6. How Does He Spend his Free Time?
If you want to find a compatible match, then it’s important to have some shared interests. If you have a severe case of wanderlust, then you might be perfectly suited with a guy who spends his summers traveling. If you are an athlete at heart, you might find some friendly competition with another athletically-inclined guy. If you love the fresh mountain air, then dating a guy who enjoys hiking or skiing might be just up your alley. Or if you’re a homebody who loves nothing more than curling up with a good book, then your perfect match might be someone who loves spending time at home reading the newspaper, front to back.

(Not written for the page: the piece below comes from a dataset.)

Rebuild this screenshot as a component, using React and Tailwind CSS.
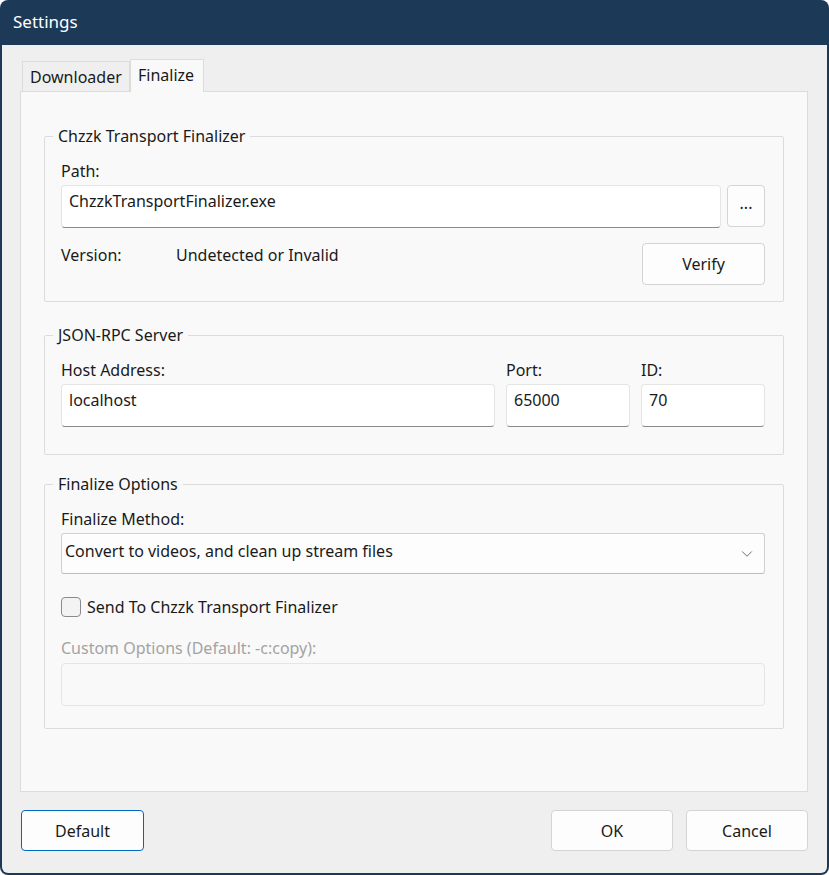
import { ChevronDown } from 'lucide-react';

const FONT = { fontFamily: '"Segoe UI", "Noto Sans", sans-serif' };

function TextBox({ value, className = '', disabled = false }) {
  return (
    <div
      className={`h-[43px] rounded-[4px] border px-[7px] flex items-center ${
        disabled
          ? 'bg-[#f9f9f9] border-[#e5e5e5]'
          : 'bg-white border-[#e5e5e5] border-b-[#8a8a8a]'
      } ${className}`}
    >
      <span className="text-[16px] text-[#1a1a1a] leading-none -mt-[12px]">{value}</span>
    </div>
  );
}

function Button({ children, className = '', primary = false }) {
  return (
    <button
      className={`rounded-[4px] border bg-[#fdfdfd] text-[16px] text-[#1a1a1a] flex items-center justify-center ${
        primary ? 'border-[#0067c0]' : 'border-[#d4d4d4]'
      } ${className}`}
    >
      {children}
    </button>
  );
}

function Group({ title, className = '', children }) {
  return (
    <fieldset className={`border border-[#dcdcdc] rounded-[2px] pl-4 pr-[18px] ${className}`}>
      <legend className="-ml-[8px] px-[5px] text-[16px] leading-[24px] text-[#1a1a1a]">{title}</legend>
      {children}
    </fieldset>
  );
}

export default function App() {
  return (
    <div className="w-[829px] h-[875px] bg-[#1c3a58] rounded-t-[8px] rounded-b-[8px] flex flex-col" style={FONT}>
      {/* Title bar */}
      <div className="h-[45px] shrink-0 flex items-center pl-[13px] pb-[1px]">
        <span className="text-white text-[17px]">Settings</span>
      </div>

      {/* Body */}
      <div className="flex-1 mx-[2px] mb-[2px] bg-[#efefef] rounded-b-[6px] flex flex-col">
        {/* Tabs */}
        <div className="flex items-end pl-[20px] pt-[13px] h-[46px]">
          <div className="h-[30px] w-[108px] pl-[7px] border border-b-0 border-[#dcdcdc] bg-[#efefef] flex items-center text-[16px] text-[#1a1a1a]">
            Downloader
          </div>
          <div className="h-[33px] w-[74px] px-[7px] border border-b-0 border-[#dcdcdc] bg-[#f9f9f9] -mb-px relative z-10 flex items-center text-[16px] text-[#1a1a1a] pb-[2px]">
            Finalize
          </div>
        </div>

        {/* Tab panel */}
        <div className="ml-[18px] mr-[19px] h-[701px] bg-[#f9f9f9] border border-[#dcdcdc] px-[23px] pt-[32px]">
          <Group title="Chzzk Transport Finalizer" className="pb-[16px]">
            <div className="mt-[11px] text-[16px] leading-[24px] text-[#1a1a1a]">Path:</div>
            <div className="flex gap-[6px] mt-[2px]">
              <TextBox value="ChzzkTransportFinalizer.exe" className="w-[660px]" />
              <Button className="w-[38px] h-[42px] pb-[6px]">...</Button>
            </div>
            <div className="flex items-start mt-[15px]">
              <span className="w-[115px] text-[16px] leading-[24px] text-[#1a1a1a]">Version:</span>
              <span className="text-[16px] leading-[24px] text-[#1a1a1a]">Undetected or Invalid</span>
              <Button className="ml-auto w-[123px] h-[42px]">Verify</Button>
            </div>
          </Group>

          <Group title="JSON-RPC Server" className="mt-[21px] pb-[27px]">
            <div className="flex gap-[11px] mt-[11px]">
              <div className="w-[434px]">
                <div className="text-[16px] leading-[24px] text-[#1a1a1a]">Host Address:</div>
                <TextBox value="localhost" className="mt-[2px]" />
              </div>
              <div className="w-[124px]">
                <div className="text-[16px] leading-[24px] text-[#1a1a1a]">Port:</div>
                <TextBox value="65000" className="mt-[2px]" />
              </div>
              <div className="w-[124px]">
                <div className="text-[16px] leading-[24px] text-[#1a1a1a]">ID:</div>
                <TextBox value="70" className="mt-[2px]" />
              </div>
            </div>
          </Group>

          <Group title="Finalize Options" className="mt-[17px] pb-[22px]">
            <div className="mt-[11px] text-[16px] leading-[24px] text-[#1a1a1a]">Finalize Method:</div>
            <div className="mt-[2px] h-[41px] bg-[#fdfdfd] border border-[#d0d0d0] border-b-[#bcbcbc] rounded-[3px] flex items-center pl-[3px] pr-[8px]">
              <span className="text-[16px] text-[#1a1a1a] -mt-[6px]">Convert to videos, and clean up stream files</span>
              <ChevronDown className="ml-auto w-[18px] h-[18px] text-[#5f5f5f]" strokeWidth={1.2} />
            </div>
            <div className="mt-[21px] flex items-center gap-[6px] h-[24px]">
              <div className="w-[20px] h-[20px] rounded-[4px] border border-[#8a8a8a] bg-[#f3f3f3]" />
              <span className="text-[16px] text-[#1a1a1a]">Send To Chzzk Transport Finalizer</span>
            </div>
            <div className="mt-[17px] text-[16px] leading-[24px] text-[#a3a3a3]">Custom Options (Default: -c:copy):</div>
            <TextBox value="" disabled className="mt-[3px]" />
          </Group>
        </div>

        {/* Footer buttons */}
        <div className="flex items-start px-[19px] pt-[18px]">
          <Button primary className="w-[123px] h-[41px]">Default</Button>
          <Button className="ml-auto w-[122px] h-[41px]">OK</Button>
          <Button className="ml-[13px] w-[122px] h-[41px]">Cancel</Button>
        </div>
      </div>
    </div>
  );
}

Sometimes you’re lucky enough to find someone who doesn’t necessarily have the exact same interests and hobbies, but rather has ones that complement the things that you love to do. If you love to eat and try new culinary creations, you’d have a great time dating a guy who loves to cook. If you are in school part time and need to devote significant time to studying, then a guy who devotes a night every week to his bowling league might be the perfect person to keep from causing distraction at home. If you have a passion for volunteering and he spends a lot of his time at networking events, you could leverage your social circles to make a difference in your community.
You may also find someone who is passionate about something that is new and exciting to you. He could introduce you to a new hobby that could become a favorite of yours. Perhaps your guy has a motorcycle and you fall in love with feeling of the open road. Or perhaps he’s a surfer who teaches you to enjoy long hours out on the water. According to an article in the Wall Street Journal, new experiences can, “activate the brain’s reward system, flooding it with powerful neurochemicals related to pleasure and bonding—the same circuits triggered when a person first falls in love.”